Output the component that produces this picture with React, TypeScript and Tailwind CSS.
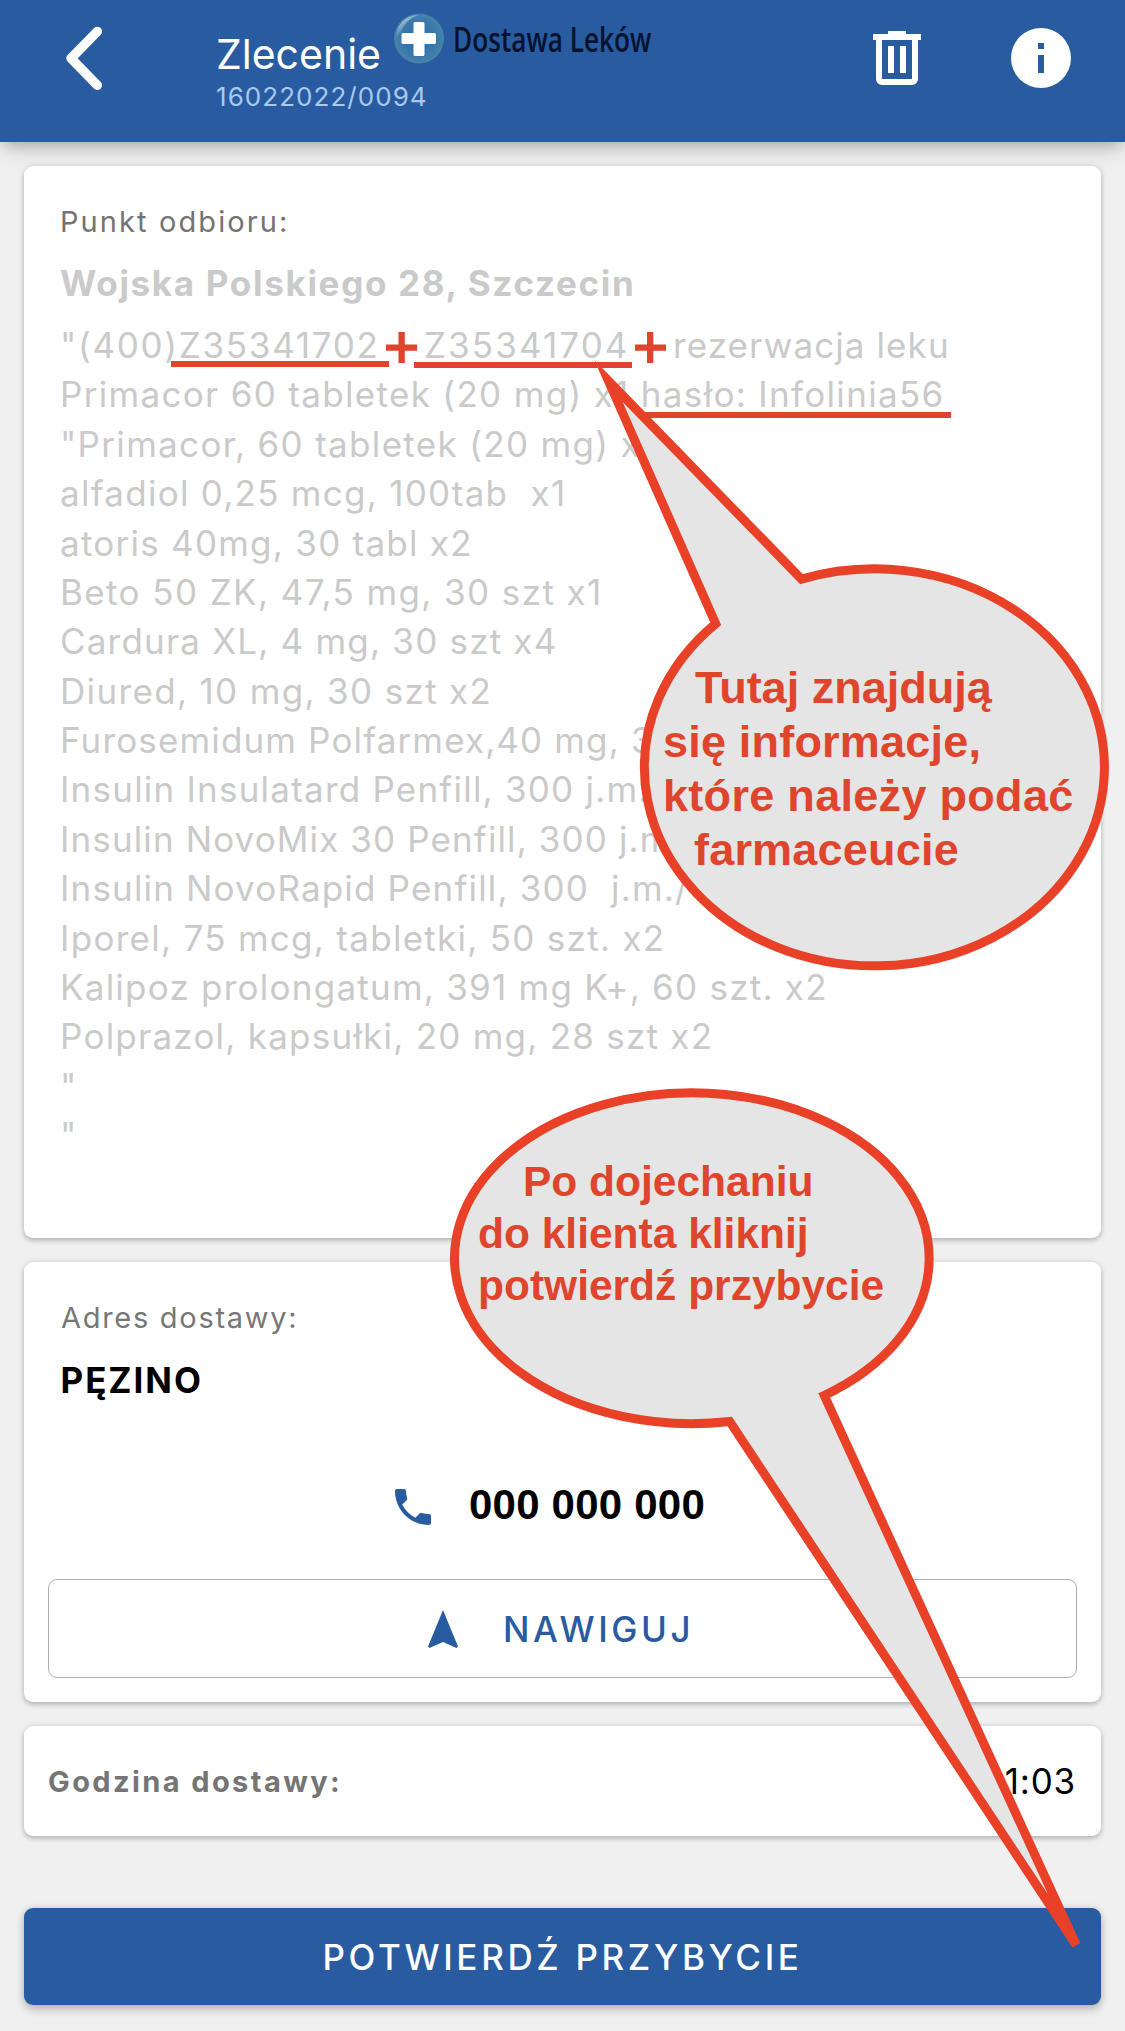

——————————

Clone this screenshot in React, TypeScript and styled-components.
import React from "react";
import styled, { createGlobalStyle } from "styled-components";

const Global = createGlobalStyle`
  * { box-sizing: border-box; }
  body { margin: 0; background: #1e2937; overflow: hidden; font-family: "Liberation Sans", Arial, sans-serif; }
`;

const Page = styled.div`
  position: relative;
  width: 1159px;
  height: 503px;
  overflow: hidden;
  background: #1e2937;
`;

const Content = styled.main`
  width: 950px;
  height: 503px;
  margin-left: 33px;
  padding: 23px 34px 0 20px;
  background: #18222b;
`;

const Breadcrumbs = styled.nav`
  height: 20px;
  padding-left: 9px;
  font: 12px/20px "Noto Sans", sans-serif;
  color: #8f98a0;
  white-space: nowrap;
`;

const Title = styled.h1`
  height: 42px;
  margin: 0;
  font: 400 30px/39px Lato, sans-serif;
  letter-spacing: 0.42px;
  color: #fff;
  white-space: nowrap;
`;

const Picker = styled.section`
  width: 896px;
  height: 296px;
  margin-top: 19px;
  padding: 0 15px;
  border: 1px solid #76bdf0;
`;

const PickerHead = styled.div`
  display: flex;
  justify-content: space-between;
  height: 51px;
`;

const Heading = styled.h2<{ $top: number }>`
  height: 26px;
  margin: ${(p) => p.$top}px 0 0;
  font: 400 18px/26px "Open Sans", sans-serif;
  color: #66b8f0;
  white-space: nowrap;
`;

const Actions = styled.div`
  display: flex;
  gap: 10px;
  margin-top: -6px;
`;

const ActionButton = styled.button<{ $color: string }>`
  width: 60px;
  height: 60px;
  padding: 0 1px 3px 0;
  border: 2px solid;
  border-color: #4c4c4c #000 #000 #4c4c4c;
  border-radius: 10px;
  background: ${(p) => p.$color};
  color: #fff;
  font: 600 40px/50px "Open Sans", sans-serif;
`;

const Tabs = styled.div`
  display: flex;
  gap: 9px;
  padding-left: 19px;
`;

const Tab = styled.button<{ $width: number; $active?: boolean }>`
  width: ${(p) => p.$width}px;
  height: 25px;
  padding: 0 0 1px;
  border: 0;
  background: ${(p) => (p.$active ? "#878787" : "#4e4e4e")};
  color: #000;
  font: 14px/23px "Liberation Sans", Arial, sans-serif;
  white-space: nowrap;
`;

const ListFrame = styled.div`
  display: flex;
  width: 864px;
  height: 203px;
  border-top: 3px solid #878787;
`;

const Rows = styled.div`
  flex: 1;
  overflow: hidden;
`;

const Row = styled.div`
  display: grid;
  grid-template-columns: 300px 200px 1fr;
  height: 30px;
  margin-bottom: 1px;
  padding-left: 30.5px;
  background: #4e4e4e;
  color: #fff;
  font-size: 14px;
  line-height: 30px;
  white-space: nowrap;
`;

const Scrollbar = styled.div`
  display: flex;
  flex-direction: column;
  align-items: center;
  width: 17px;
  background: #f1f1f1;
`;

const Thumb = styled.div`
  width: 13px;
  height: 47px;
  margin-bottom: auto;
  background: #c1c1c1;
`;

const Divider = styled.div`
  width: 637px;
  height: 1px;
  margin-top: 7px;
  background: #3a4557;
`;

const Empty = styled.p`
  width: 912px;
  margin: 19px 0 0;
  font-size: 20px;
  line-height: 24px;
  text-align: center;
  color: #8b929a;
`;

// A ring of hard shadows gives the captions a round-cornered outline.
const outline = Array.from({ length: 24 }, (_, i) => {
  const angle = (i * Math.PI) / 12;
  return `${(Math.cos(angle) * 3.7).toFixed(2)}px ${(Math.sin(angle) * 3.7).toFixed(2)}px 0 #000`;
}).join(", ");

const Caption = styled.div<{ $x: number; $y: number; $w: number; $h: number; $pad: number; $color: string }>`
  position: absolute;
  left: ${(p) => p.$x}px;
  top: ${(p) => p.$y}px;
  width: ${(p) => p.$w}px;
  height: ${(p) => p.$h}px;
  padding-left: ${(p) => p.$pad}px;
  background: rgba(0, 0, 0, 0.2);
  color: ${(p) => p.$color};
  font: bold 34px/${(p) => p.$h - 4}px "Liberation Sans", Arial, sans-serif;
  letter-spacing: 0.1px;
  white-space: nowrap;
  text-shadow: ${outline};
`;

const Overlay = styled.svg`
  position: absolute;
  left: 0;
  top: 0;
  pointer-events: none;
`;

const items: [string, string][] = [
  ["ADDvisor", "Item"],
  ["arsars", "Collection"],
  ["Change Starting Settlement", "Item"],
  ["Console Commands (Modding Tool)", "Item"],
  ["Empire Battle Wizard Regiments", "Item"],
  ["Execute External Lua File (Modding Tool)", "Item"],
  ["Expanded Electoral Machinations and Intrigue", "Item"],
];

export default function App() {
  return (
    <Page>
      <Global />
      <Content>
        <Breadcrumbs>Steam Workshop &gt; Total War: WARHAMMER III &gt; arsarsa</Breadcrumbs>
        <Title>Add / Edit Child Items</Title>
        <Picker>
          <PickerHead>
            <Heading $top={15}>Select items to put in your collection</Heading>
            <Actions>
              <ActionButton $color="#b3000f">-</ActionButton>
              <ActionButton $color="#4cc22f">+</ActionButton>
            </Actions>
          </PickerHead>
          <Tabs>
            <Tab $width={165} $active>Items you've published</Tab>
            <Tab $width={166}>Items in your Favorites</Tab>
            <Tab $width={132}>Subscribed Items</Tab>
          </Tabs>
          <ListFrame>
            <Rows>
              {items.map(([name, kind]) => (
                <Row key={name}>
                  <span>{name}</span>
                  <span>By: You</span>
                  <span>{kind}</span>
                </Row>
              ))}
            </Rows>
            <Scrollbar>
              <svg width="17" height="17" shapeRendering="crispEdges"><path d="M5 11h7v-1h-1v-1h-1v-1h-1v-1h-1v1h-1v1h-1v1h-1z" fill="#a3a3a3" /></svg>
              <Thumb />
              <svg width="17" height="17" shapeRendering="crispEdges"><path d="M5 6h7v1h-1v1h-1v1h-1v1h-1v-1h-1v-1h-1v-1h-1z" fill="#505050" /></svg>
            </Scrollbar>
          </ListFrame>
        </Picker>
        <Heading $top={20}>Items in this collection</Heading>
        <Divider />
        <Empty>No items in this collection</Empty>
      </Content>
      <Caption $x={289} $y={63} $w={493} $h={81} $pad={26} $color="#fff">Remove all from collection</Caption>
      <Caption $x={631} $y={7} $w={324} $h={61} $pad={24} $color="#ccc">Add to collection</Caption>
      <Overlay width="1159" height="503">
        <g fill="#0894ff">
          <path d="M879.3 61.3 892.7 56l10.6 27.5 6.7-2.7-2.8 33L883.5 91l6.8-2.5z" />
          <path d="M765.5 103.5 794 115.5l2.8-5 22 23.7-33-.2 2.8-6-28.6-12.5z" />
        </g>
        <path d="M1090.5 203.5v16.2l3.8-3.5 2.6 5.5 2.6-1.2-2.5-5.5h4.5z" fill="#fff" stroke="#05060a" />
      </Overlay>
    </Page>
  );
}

——————————

Pull out every line holding "React" from the records above, and copy it.

● **Full answer**:
Output the component that produces this picture with React, TypeScript and Tailwind CSS.
Clone this screenshot in React, TypeScript and styled-components.
import React from "react";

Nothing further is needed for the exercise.